> **TASK TO COMPLETE**
Reproduce all the lines exactly as they stand, apart from the pictures.

--- START OF SOURCE DATA ---

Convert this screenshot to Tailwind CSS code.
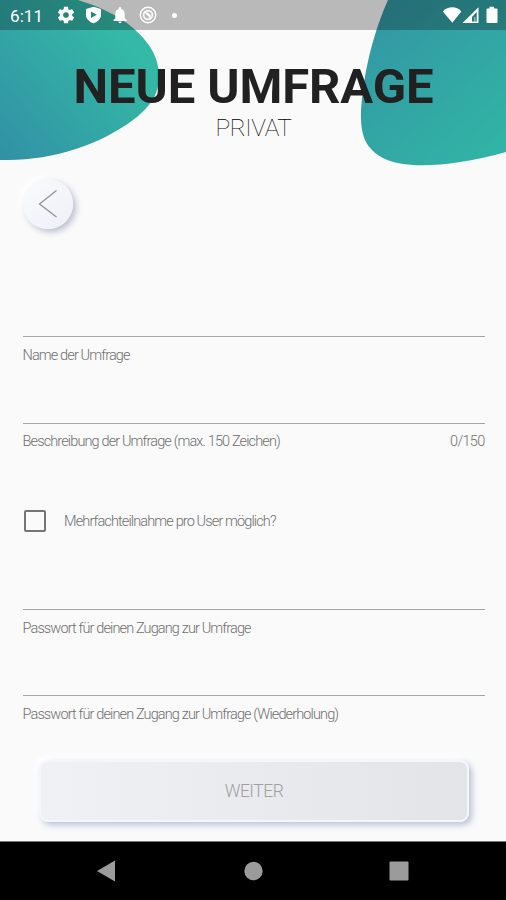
<!DOCTYPE html>
<html lang="de">
<head>
<meta charset="utf-8">
<title>Neue Umfrage</title>
<script src="https://cdn.jsdelivr.net/npm/@tailwindcss/browser@4"></script>
</head>
<body class="bg-[#fafafa]">
<div class="relative isolate flex h-[900px] w-[506px] flex-col overflow-hidden bg-[#fafafa] font-['Roboto',sans-serif]">
  <svg class="absolute left-0 top-0 -z-10" width="506" height="180" viewBox="0 0 506 180">
    <defs>
      <linearGradient id="a" gradientUnits="userSpaceOnUse" x1="-10" y1="150" x2="125" y2="40"><stop offset="0" stop-color="#3190a5"/><stop offset="1" stop-color="#34b9a6"/></linearGradient>
      <linearGradient id="b" gradientUnits="userSpaceOnUse" x1="375" y1="20" x2="490" y2="150"><stop offset="0" stop-color="#3398a4"/><stop offset="1" stop-color="#31b3a5"/></linearGradient>
    </defs>
    <path fill="url(#a)" d="M0 0H78C98 6 118 15 133 28C148 41 159 56 159 77C159 95 149 108 133 120C101 144 54 160 8 160H0Z"/>
    <path fill="url(#b)" d="M388 0C375 29 364 67 361 110C360 136 366 149 383 158C405 169 447 168 506 152V0Z"/>
  </svg>

  <header class="flex h-[30px] shrink-0 items-center bg-black/26 pl-[10px] pr-[7px] text-white">
    <span class="w-[47px] pt-[2px] text-[17px] leading-[20px] tracking-[0.1px]">6:11</span>
    <svg width="18" height="18" viewBox="1.5 1.5 21 21" fill="#fff"><path d="M19.14 12.94c.04-.3.06-.61.06-.94s-.02-.64-.07-.94l2.03-1.58a.49.49 0 0 0 .12-.61l-1.92-3.32a.49.49 0 0 0-.59-.22l-2.39.96a7 7 0 0 0-1.62-.94l-.36-2.54a.48.48 0 0 0-.48-.41h-3.84a.47.47 0 0 0-.47.41l-.36 2.54c-.59.24-1.13.57-1.62.94l-2.39-.96a.48.48 0 0 0-.59.22L2.74 8.87a.47.47 0 0 0 .12.61l2.03 1.58c-.05.3-.09.63-.09.94s.02.64.07.94l-2.03 1.58a.49.49 0 0 0-.12.61l1.92 3.32c.12.22.37.29.59.22l2.39-.96c.5.38 1.03.7 1.62.94l.36 2.54c.05.24.24.41.48.41h3.84c.24 0 .44-.17.47-.41l.36-2.54c.59-.24 1.13-.56 1.62-.94l2.39.96c.22.08.47 0 .59-.22l1.92-3.32a.47.47 0 0 0-.12-.61zM12 15.3a3.3 3.3 0 1 1 0-6.6 3.3 3.3 0 0 1 0 6.6z"/></svg>
    <svg class="ml-[10px]" width="17" height="18" viewBox="0 0 17 18"><path fill="#fff" fill-rule="evenodd" d="M8.5 .7 16 3v6c0 4-3.300 6.800-7.500 8.300C4.300 15.800 1 13 1 9V3ZM6 5.500v6.400l5.800-3.200Z"/></svg>
    <svg class="ml-[10px]" width="16" height="18" viewBox="0 0 16 18" fill="#fff"><path d="M8 1a1.300 1.300 0 0 0-1.300 1.300v.6C4.400 3.500 3.300 5.500 3.300 8v4.200L1.500 14v.9h13V14l-1.800-1.800V8c0-2.500-1.100-4.500-3.400-5.100v-.6A1.300 1.300 0 0 0 8 1ZM6.300 15.600a1.700 1.700 0 0 0 3.400 0Z"/></svg>
    <svg class="ml-[10.5px]" width="18" height="18" viewBox="0 0 18 18" fill="none" stroke="#fff"><circle cx="9" cy="9" r="7.700" stroke-width="1.400"/><circle cx="9" cy="9" r="4.400" stroke-width="1.600"/><path d="M6 6l6 6M8 6.500l3.500 3.500" stroke-width="1.500"/></svg>
    <span class="ml-[15.5px] size-[5px] rounded-full bg-white"></span>
    <svg class="ml-auto" width="57" height="20" viewBox="0 0 57 20" fill="#fff"><path d="M.8 6.500C5.800.9 14.800.9 19.300 6.500L10.300 17.800Z"/><path fill-rule="evenodd" d="M36.500 2.300V18H20.500ZM34.700 7 30 12v4.400h4.700Z"/><path d="M32 12h1.500v4.500H32Z" fill-opacity=".5"/><path d="M47.500 1.700h4.500v1.800h2.500a1 1 0 0 1 1 1V17a1 1 0 0 1-1 1h-9a1 1 0 0 1-1-1V4.500a1 1 0 0 1 1-1h2Z"/></svg>
  </header>

  <main class="flex h-[811px] shrink-0 flex-col pl-[22.5px] pr-[21.5px]">
    <h1 class="-mx-3 mt-[32px] whitespace-nowrap text-center text-[49px] font-bold leading-[50px] tracking-[-0.1px] text-[#212121]">NEUE UMFRAGE</h1>
    <p class="mt-[1px] text-center text-[24.5px] font-thin leading-[30px] tracking-[-0.4px] text-[#000]">PRIVAT</p>
    <button class="mt-[36px] flex size-[50px] items-center justify-center rounded-full bg-linear-to-br from-[#fafbfd] to-[#eef0f7] shadow-[3px_3px_6px_#b9bfd0,-3px_-3px_6px_#ffffff]" aria-label="Zurück">
      <svg width="20" height="30" viewBox="0 0 20 30" fill="none" stroke="#929292" stroke-width="1.300"><path d="M18.500 1.500 1.500 15l17 13"/></svg>
    </button>

    <div class="mt-[107px] flex h-[87px] flex-col border-t border-[#a5a5a5]">
      <label class="mt-[9px] whitespace-nowrap text-[14.500px] font-light leading-[20px] tracking-[-0.870px] text-[#707070]">Name der Umfrage</label>
    </div>
    <div class="flex h-[86px] justify-between border-t border-[#a5a5a5] pt-[8px] text-[14.500px] font-light leading-[20px] text-[#707070]">
      <label class="whitespace-nowrap tracking-[-0.870px]">Beschreibung der Umfrage (max. 150 Zeichen)</label>
      <span class="tracking-[-0.700px]">0/150</span>
    </div>
    <div class="flex h-[24px] items-center">
      <span class="ml-[1.5px] size-[22px] rounded-[2px] border-2 border-[#757575]"></span>
      <span class="ml-[18px] whitespace-nowrap pt-[1px] text-[14.500px] font-light leading-[20px] tracking-[-0.870px] text-[#707070]">Mehrfachteilnahme pro User möglich?</span>
    </div>
    <div class="mt-[76px] flex h-[86px] flex-col border-t border-[#a5a5a5]">
      <label class="mt-[9px] whitespace-nowrap text-[14.500px] font-light leading-[20px] tracking-[-0.870px] text-[#707070]">Passwort für deinen Zugang zur Umfrage</label>
    </div>
    <div class="flex h-[65px] flex-col border-t border-[#a5a5a5]">
      <label class="mt-[9px] whitespace-nowrap text-[14.500px] font-light leading-[20px] tracking-[-0.870px] text-[#707070]">Passwort für deinen Zugang zur Umfrage (Wiederholung)</label>
    </div>
    <button class="ml-[16.5px] mr-[15.5px] flex h-[62px] shrink-0 items-center justify-center rounded-[9px] border-2 border-[#f4f6fc] bg-linear-to-r from-[#eff1f4] to-[#e2e4e8] text-[17.500px] font-light tracking-[-0.500px] text-[#a0a0a0] shadow-[3px_3px_6px_#b9c2d4,-3px_-3px_6px_#ffffff]">WEITER</button>
  </main>

  <nav class="flex h-[59px] shrink-0 border-t border-[#777] bg-black">
    <svg width="506" height="58" viewBox="0 0 506 58" fill="#9b9b9b"><path d="M97 29 115 18.500v21Z"/><circle cx="253.500" cy="29" r="9.200"/><rect x="389.500" y="19.500" width="19" height="19" rx="1"/></svg>
  </nav>
</div>
</body>
</html>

--- END OF SOURCE DATA ---

> **ANSWER BELOW**
Convert this screenshot to Tailwind CSS code.
<!DOCTYPE html>
<html lang="de">
<head>
<meta charset="utf-8">
<title>Neue Umfrage</title>
<script src="https://cdn.jsdelivr.net/npm/@tailwindcss/browser@4"></script>
</head>
<body class="bg-[#fafafa]">
<div class="relative isolate flex h-[900px] w-[506px] flex-col overflow-hidden bg-[#fafafa] font-['Roboto',sans-serif]">
  <svg class="absolute left-0 top-0 -z-10" width="506" height="180" viewBox="0 0 506 180">
    <defs>
      <linearGradient id="a" gradientUnits="userSpaceOnUse" x1="-10" y1="150" x2="125" y2="40"><stop offset="0" stop-color="#3190a5"/><stop offset="1" stop-color="#34b9a6"/></linearGradient>
      <linearGradient id="b" gradientUnits="userSpaceOnUse" x1="375" y1="20" x2="490" y2="150"><stop offset="0" stop-color="#3398a4"/><stop offset="1" stop-color="#31b3a5"/></linearGradient>
    </defs>
    <path fill="url(#a)" d="M0 0H78C98 6 118 15 133 28C148 41 159 56 159 77C159 95 149 108 133 120C101 144 54 160 8 160H0Z"/>
    <path fill="url(#b)" d="M388 0C375 29 364 67 361 110C360 136 366 149 383 158C405 169 447 168 506 152V0Z"/>
  </svg>

  <header class="flex h-[30px] shrink-0 items-center bg-black/26 pl-[10px] pr-[7px] text-white">
    <span class="w-[47px] pt-[2px] text-[17px] leading-[20px] tracking-[0.1px]">6:11</span>
    <svg width="18" height="18" viewBox="1.5 1.5 21 21" fill="#fff"><path d="M19.14 12.94c.04-.3.06-.61.06-.94s-.02-.64-.07-.94l2.03-1.58a.49.49 0 0 0 .12-.61l-1.92-3.32a.49.49 0 0 0-.59-.22l-2.39.96a7 7 0 0 0-1.62-.94l-.36-2.54a.48.48 0 0 0-.48-.41h-3.84a.47.47 0 0 0-.47.41l-.36 2.54c-.59.24-1.13.57-1.62.94l-2.39-.96a.48.48 0 0 0-.59.22L2.74 8.87a.47.47 0 0 0 .12.61l2.03 1.58c-.05.3-.09.63-.09.94s.02.64.07.94l-2.03 1.58a.49.49 0 0 0-.12.61l1.92 3.32c.12.22.37.29.59.22l2.39-.96c.5.38 1.03.7 1.62.94l.36 2.54c.05.24.24.41.48.41h3.84c.24 0 .44-.17.47-.41l.36-2.54c.59-.24 1.13-.56 1.62-.94l2.39.96c.22.08.47 0 .59-.22l1.92-3.32a.47.47 0 0 0-.12-.61zM12 15.3a3.3 3.3 0 1 1 0-6.6 3.3 3.3 0 0 1 0 6.6z"/></svg>
    <svg class="ml-[10px]" width="17" height="18" viewBox="0 0 17 18"><path fill="#fff" fill-rule="evenodd" d="M8.5 .7 16 3v6c0 4-3.300 6.800-7.500 8.300C4.300 15.800 1 13 1 9V3ZM6 5.500v6.400l5.800-3.200Z"/></svg>
    <svg class="ml-[10px]" width="16" height="18" viewBox="0 0 16 18" fill="#fff"><path d="M8 1a1.300 1.300 0 0 0-1.300 1.300v.6C4.400 3.500 3.300 5.500 3.300 8v4.200L1.500 14v.9h13V14l-1.800-1.800V8c0-2.500-1.100-4.500-3.400-5.100v-.6A1.300 1.300 0 0 0 8 1ZM6.300 15.600a1.700 1.700 0 0 0 3.400 0Z"/></svg>
    <svg class="ml-[10.5px]" width="18" height="18" viewBox="0 0 18 18" fill="none" stroke="#fff"><circle cx="9" cy="9" r="7.700" stroke-width="1.400"/><circle cx="9" cy="9" r="4.400" stroke-width="1.600"/><path d="M6 6l6 6M8 6.500l3.500 3.500" stroke-width="1.500"/></svg>
    <span class="ml-[15.5px] size-[5px] rounded-full bg-white"></span>
    <svg class="ml-auto" width="57" height="20" viewBox="0 0 57 20" fill="#fff"><path d="M.8 6.500C5.800.9 14.800.9 19.300 6.500L10.300 17.800Z"/><path fill-rule="evenodd" d="M36.500 2.300V18H20.500ZM34.700 7 30 12v4.400h4.700Z"/><path d="M32 12h1.500v4.500H32Z" fill-opacity=".5"/><path d="M47.500 1.700h4.500v1.800h2.500a1 1 0 0 1 1 1V17a1 1 0 0 1-1 1h-9a1 1 0 0 1-1-1V4.500a1 1 0 0 1 1-1h2Z"/></svg>
  </header>

  <main class="flex h-[811px] shrink-0 flex-col pl-[22.5px] pr-[21.5px]">
    <h1 class="-mx-3 mt-[32px] whitespace-nowrap text-center text-[49px] font-bold leading-[50px] tracking-[-0.1px] text-[#212121]">NEUE UMFRAGE</h1>
    <p class="mt-[1px] text-center text-[24.5px] font-thin leading-[30px] tracking-[-0.4px] text-[#000]">PRIVAT</p>
    <button class="mt-[36px] flex size-[50px] items-center justify-center rounded-full bg-linear-to-br from-[#fafbfd] to-[#eef0f7] shadow-[3px_3px_6px_#b9bfd0,-3px_-3px_6px_#ffffff]" aria-label="Zurück">
      <svg width="20" height="30" viewBox="0 0 20 30" fill="none" stroke="#929292" stroke-width="1.300"><path d="M18.500 1.500 1.500 15l17 13"/></svg>
    </button>

    <div class="mt-[107px] flex h-[87px] flex-col border-t border-[#a5a5a5]">
      <label class="mt-[9px] whitespace-nowrap text-[14.500px] font-light leading-[20px] tracking-[-0.870px] text-[#707070]">Name der Umfrage</label>
    </div>
    <div class="flex h-[86px] justify-between border-t border-[#a5a5a5] pt-[8px] text-[14.500px] font-light leading-[20px] text-[#707070]">
      <label class="whitespace-nowrap tracking-[-0.870px]">Beschreibung der Umfrage (max. 150 Zeichen)</label>
      <span class="tracking-[-0.700px]">0/150</span>
    </div>
    <div class="flex h-[24px] items-center">
      <span class="ml-[1.5px] size-[22px] rounded-[2px] border-2 border-[#757575]"></span>
      <span class="ml-[18px] whitespace-nowrap pt-[1px] text-[14.500px] font-light leading-[20px] tracking-[-0.870px] text-[#707070]">Mehrfachteilnahme pro User möglich?</span>
    </div>
    <div class="mt-[76px] flex h-[86px] flex-col border-t border-[#a5a5a5]">
      <label class="mt-[9px] whitespace-nowrap text-[14.500px] font-light leading-[20px] tracking-[-0.870px] text-[#707070]">Passwort für deinen Zugang zur Umfrage</label>
    </div>
    <div class="flex h-[65px] flex-col border-t border-[#a5a5a5]">
      <label class="mt-[9px] whitespace-nowrap text-[14.500px] font-light leading-[20px] tracking-[-0.870px] text-[#707070]">Passwort für deinen Zugang zur Umfrage (Wiederholung)</label>
    </div>
    <button class="ml-[16.5px] mr-[15.5px] flex h-[62px] shrink-0 items-center justify-center rounded-[9px] border-2 border-[#f4f6fc] bg-linear-to-r from-[#eff1f4] to-[#e2e4e8] text-[17.500px] font-light tracking-[-0.500px] text-[#a0a0a0] shadow-[3px_3px_6px_#b9c2d4,-3px_-3px_6px_#ffffff]">WEITER</button>
  </main>

  <nav class="flex h-[59px] shrink-0 border-t border-[#777] bg-black">
    <svg width="506" height="58" viewBox="0 0 506 58" fill="#9b9b9b"><path d="M97 29 115 18.500v21Z"/><circle cx="253.500" cy="29" r="9.200"/><rect x="389.500" y="19.500" width="19" height="19" rx="1"/></svg>
  </nav>
</div>
</body>
</html>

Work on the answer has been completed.